Sunday, May 6, 2007


Author: Markus Zusak
Pages: 584
Date: 06/05/2007
Grade 6

I don't usually mark my books with a 6, since my scale only goes up to 5, in fact I don't think I've ever given a book a 6 before. But this is the best book I've read in a very long time, marking it a 6 is the only way I have of making that fact instantly clear.
This story is related by Death and set during WW II in Germany.
Death makes a great narrator in this book because even though Death comes to all of us and he is (obviously) well used to all the ins and outs of death and all the various forms it takes, even he can't help being touched by the plight of the Jews in the concentration camps. As he says: "That Germans in that basement were pitiable, surely, but at least they had a chance. That basement was not a washroom. They were not sent there for a shower. For these people life was still achievable.
Death tells the story of Liesel, a young girl sent to live with a foster family just outside Munchen, when her parents are sent to concentration camps as communists.
Liesel is fascinated by words and to feed her hunger for them, she steals books.
This is also the story of her foster parents, good people, despite the situation around them, and the other people on Himmel street; The way the war affects their lives, the things they do, hoping to protect those they love, the risks they take, despite knowing better.

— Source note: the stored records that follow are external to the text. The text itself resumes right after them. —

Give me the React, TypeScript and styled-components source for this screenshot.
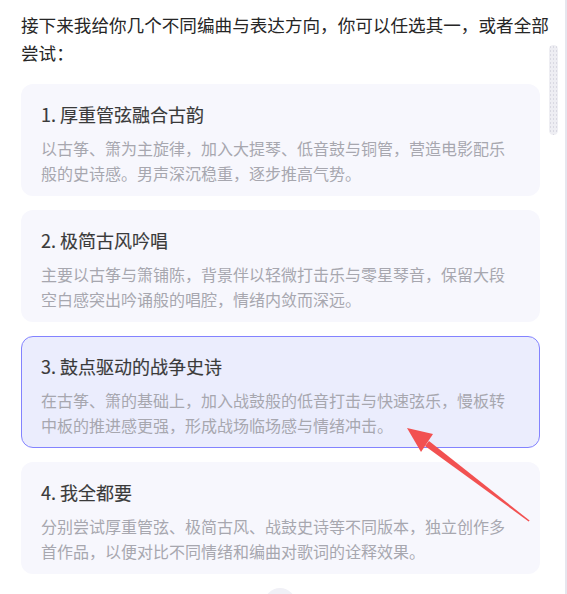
import styled, { createGlobalStyle } from "styled-components";

const GlobalStyle = createGlobalStyle`
    html, body {
        margin: 0;
        padding: 0;
        background: #fff;
    }
    body {
        font-family: "Noto Sans CJK SC", "Noto Sans", sans-serif;
    }
`

const Page = styled.div`
    position: relative;
    width: 567px;
    height: 594px;
    display: flex;
    overflow: hidden;
    background: #fff;
`

const Main = styled.div`
    width: 528px;
    padding: 11px 0 0 21px;
    display: flex;
    flex-direction: column;
    align-items: flex-start;
`

const Intro = styled.p`
    margin: 0 0 17px 0;
    width: 528px;
    font-size: 17.6px;
    line-height: 28px;
    color: #262626;
`

const CardList = styled.div`
    display: flex;
    flex-direction: column;
    gap: 14px;
`

const Card = styled.div<{ $active?: boolean }>`
    box-sizing: border-box;
    width: 519px;
    padding: 15px 19px 9px 19px;
    border-radius: 12px;
    border: 1px solid ${p => p.$active ? '#8383ff' : 'transparent'};
    background: ${p => p.$active ? '#ebedfd' : '#f7f7fd'};
`

const CardTitle = styled.div`
    font-size: 18px;
    line-height: 28px;
    font-weight: 400;
    color: #3a3a3a;
    -webkit-text-stroke: 0.15px #3a3a3a;
`

const CardText = styled.div`
    margin-top: 8px;
    font-size: 16px;
    line-height: 25px;
    color: #a7a7af;
`

const BottomButton = styled.div`
    width: 32px;
    height: 32px;
    border-radius: 50%;
    background: #f0f0f6;
    margin: 14px 0 0 243px;
    flex-shrink: 0;
`

const Rail = styled.div`
    width: 16px;
    padding-top: 45px;
`

const Thumb = styled.div`
    width: 9px;
    height: 90px;
    border-radius: 5px;
    background-color: #eeeef3;
    background-image: radial-gradient(#d9d9e2 0.8px, transparent 1px);
    background-size: 3px 4px;
`

const Edge = styled.div`
    width: 2px;
    height: 100%;
    background: #e6e6ee;
`

const ArrowLayer = styled.svg`
    position: absolute;
    left: 0;
    top: 0;
    pointer-events: none;
`

const options = [
    {
        title: '1. 厚重管弦融合古韵',
        text: '以古筝、箫为主旋律，加入大提琴、低音鼓与铜管，营造电影配乐般的史诗感。男声深沉稳重，逐步推高气势。',
    },
    {
        title: '2. 极简古风吟唱',
        text: '主要以古筝与箫铺陈，背景伴以轻微打击乐与零星琴音，保留大段空白感突出吟诵般的唱腔，情绪内敛而深远。',
    },
    {
        title: '3. 鼓点驱动的战争史诗',
        text: '在古筝、箫的基础上，加入战鼓般的低音打击与快速弦乐，慢板转中板的推进感更强，形成战场临场感与情绪冲击。',
        active: true,
    },
    {
        title: '4. 我全都要',
        text: '分别尝试厚重管弦、极简古风、战鼓史诗等不同版本，独立创作多首作品，以便对比不同情绪和编曲对歌词的诠释效果。',
    },
]

export default function App() {
    return (
        <>
            <GlobalStyle />
            <Page>
                <Main>
                    <Intro>接下来我给你几个不同编曲与表达方向，你可以任选其一，或者全部尝试：</Intro>
                    <CardList>
                        {options.map(o => (
                            <Card key={o.title} $active={o.active}>
                                <CardTitle>{o.title}</CardTitle>
                                <CardText>{o.text}</CardText>
                            </Card>
                        ))}
                    </CardList>
                    <BottomButton />
                </Main>
                <Rail>
                    <Thumb />
                </Rail>
                <Edge />
                <ArrowLayer width="567" height="594" viewBox="0 0 567 594">
                    <polygon points="407,428 421,452 433,434" fill="#f25151" />
                    <polygon points="429,441 425,446 528.6,521.4 529.6,520.6" fill="#f25151" />
                </ArrowLayer>
            </Page>
        </>
    )
}
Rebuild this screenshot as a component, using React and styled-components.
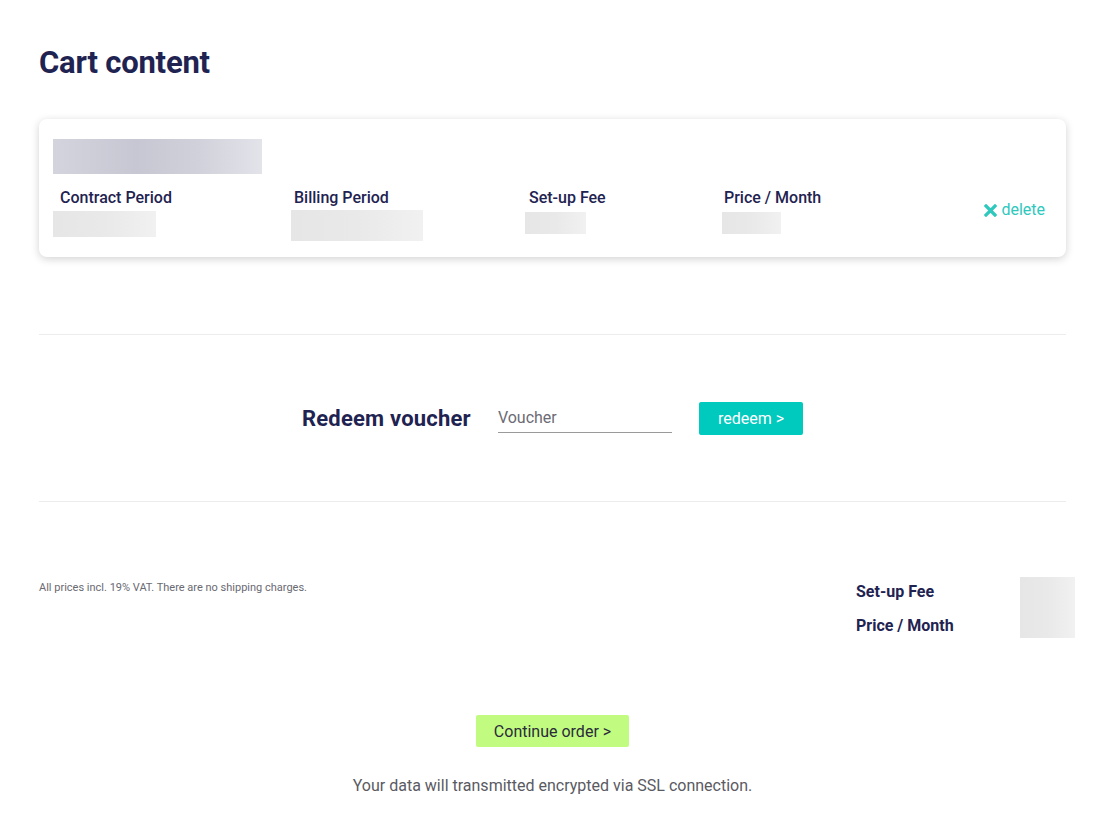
import React from "react";
import styled, { createGlobalStyle } from "styled-components";

const GlobalStyle = createGlobalStyle`
  body {
    margin: 0;
    background: #ffffff;
    font-family: 'Roboto', 'Noto Sans', sans-serif;
    color: #1f2351;
  }
`;

const Page = styled.div`
  width: 1027px;
  padding: 0 50px 40px 39px;
`;

const Title = styled.h1`
  margin: 0;
  padding-top: 45px;
  font-size: 31px;
  line-height: 36px;
  font-weight: 700;
  color: #1f2351;
  letter-spacing: -0.2px;
`;

const Card = styled.div`
  margin-top: 38px;
  background: #fff;
  border-radius: 8px;
  box-shadow: 0 2px 9px rgba(0, 0, 0, 0.18);
  padding: 20px 21px 16px 14px;
`;

const Blur = styled.div`
  width: ${p => p.w}px;
  height: ${p => p.h}px;
  margin-top: ${p => p.mt || 0}px;
  background: ${p => p.dark
    ? "linear-gradient(90deg, #d3d4dd 0%, #c6c7d2 40%, #d0d1da 70%, #e3e4ea 100%)"
    : "linear-gradient(90deg, #e6e6e6 0%, #e9e9e9 50%, #f1f1f1 100%)"};
  filter: blur(0.6px);
`;

const Row = styled.div`
  display: flex;
  align-items: flex-start;
  margin-top: 13px;
`;

const Col = styled.div`
  width: ${p => p.w}px;
  flex-shrink: 0;
`;

const Label = styled.div`
  padding-left: ${p => p.pl || 0}px;
  font-size: 16px;
  line-height: 22px;
  font-weight: 500;
  color: #1f2351;
`;

const Delete = styled.a`
  margin-left: auto;
  margin-top: 13px;
  display: flex;
  align-items: center;
  gap: 4px;
  color: #2ec8bd;
  font-size: 16px;
  line-height: 20px;
  text-decoration: none;
  cursor: pointer;
`;

const Rule = styled.hr`
  margin: ${p => p.mt}px 0 0;
  border: 0;
  border-top: 1px solid #ececec;
`;

const Voucher = styled.div`
  display: flex;
  justify-content: center;
  align-items: center;
  padding: 67px 0 66px;
`;

const VoucherTitle = styled.h2`
  margin: 0 27px 0 0;
  font-size: 22px;
  letter-spacing: 0.2px;
  font-weight: 700;
  color: #1f2351;
`;

const Input = styled.input`
  width: 174px;
  border: 0;
  border-bottom: 1px solid #9a9a9a;
  padding: 0 0 5px;
  margin: 4px 27px 0 0;
  font-family: inherit;
  font-size: 16px;
  color: #333;
  outline: none;
  &::placeholder {
    color: #6b6b75;
  }
`;

const Button = styled.button`
  border: 0;
  border-radius: 2px;
  background: ${p => p.bg};
  color: ${p => p.fg};
  font-family: inherit;
  font-size: 16px;
  height: ${p => p.h}px;
  padding: 0 ${p => p.px}px;
  cursor: pointer;
`;

const Summary = styled.div`
  display: flex;
  align-items: flex-start;
  margin-top: 75px;
  margin-right: -9px;
`;

const Note = styled.p`
  margin: 4px 0 0;
  font-size: 11px;
  color: #6a6a72;
  flex: 1;
`;

const Totals = styled.div`
  display: flex;
  flex-direction: column;
  gap: 14px;
  padding-top: 5px;
  width: 164px;
`;

const TotalLabel = styled.div`
  font-size: 16px;
  line-height: 20px;
  font-weight: 700;
  color: #1f2351;
`;

const Footer = styled.div`
  display: flex;
  flex-direction: column;
  align-items: center;
  margin-top: 77px;
`;

const Secure = styled.p`
  margin: 29px 0 0;
  font-size: 16px;
  color: #5a5a62;
`;

const XIcon = () => (
  <svg width="13" height="13" viewBox="0 0 13 13">
    <path d="M2 2 L11 11 M11 2 L2 11" stroke="#2ec8bd" strokeWidth="3.2" strokeLinecap="square" />
  </svg>
);

const columns = [
  { label: "Contract Period", w: 238, pl: 7, bw: 103, bh: 26, mt: 2 },
  { label: "Billing Period", w: 234, pl: 3, bw: 132, bh: 31, mt: 1 },
  { label: "Set-up Fee", w: 197, pl: 4, bw: 61, bh: 22, mt: 3 },
  { label: "Price / Month", w: 200, pl: 2, bw: 59, bh: 22, mt: 3 },
];

const App = () => (
  <>
    <GlobalStyle />
    <Page>
      <Title>Cart content</Title>
      <Card>
        <Blur dark w={209} h={35} />
        <Row>
          {columns.map(c => (
            <Col key={c.label} w={c.w}>
              <Label pl={c.pl}>{c.label}</Label>
              <Blur w={c.bw} h={c.bh} mt={c.mt} />
            </Col>
          ))}
          <Delete><XIcon />delete</Delete>
        </Row>
      </Card>
      <Rule mt={77} />
      <Voucher>
        <VoucherTitle>Redeem voucher</VoucherTitle>
        <Input placeholder="Voucher" />
        <Button bg="#00c9be" fg="#ffffff" h={33} px={19}>redeem &gt;</Button>
      </Voucher>
      <Rule mt={0} />
      <Summary>
        <Note>All prices incl. 19% VAT. There are no shipping charges.</Note>
        <Totals>
          <TotalLabel>Set-up Fee</TotalLabel>
          <TotalLabel>Price / Month</TotalLabel>
        </Totals>
        <Blur w={55} h={61} />
      </Summary>
      <Footer>
        <Button bg="#c1fc81" fg="#2b2b3a" h={32} px={18}>Continue order &gt;</Button>
        <Secure>Your data will transmitted encrypted via SSL connection.</Secure>
      </Footer>
    </Page>
  </>
);

export default App;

What makes this book so special is that the Germans in this story are not depicted as monsters or villains. They are normal people, trying to make could choices under very difficult circumstances. Himmel street contains just as many good, bad and indifferent people as any other street, in any other country, at any other time.
This is a heartbreaking story, but how could a story about WWII and Death, ever be anything else.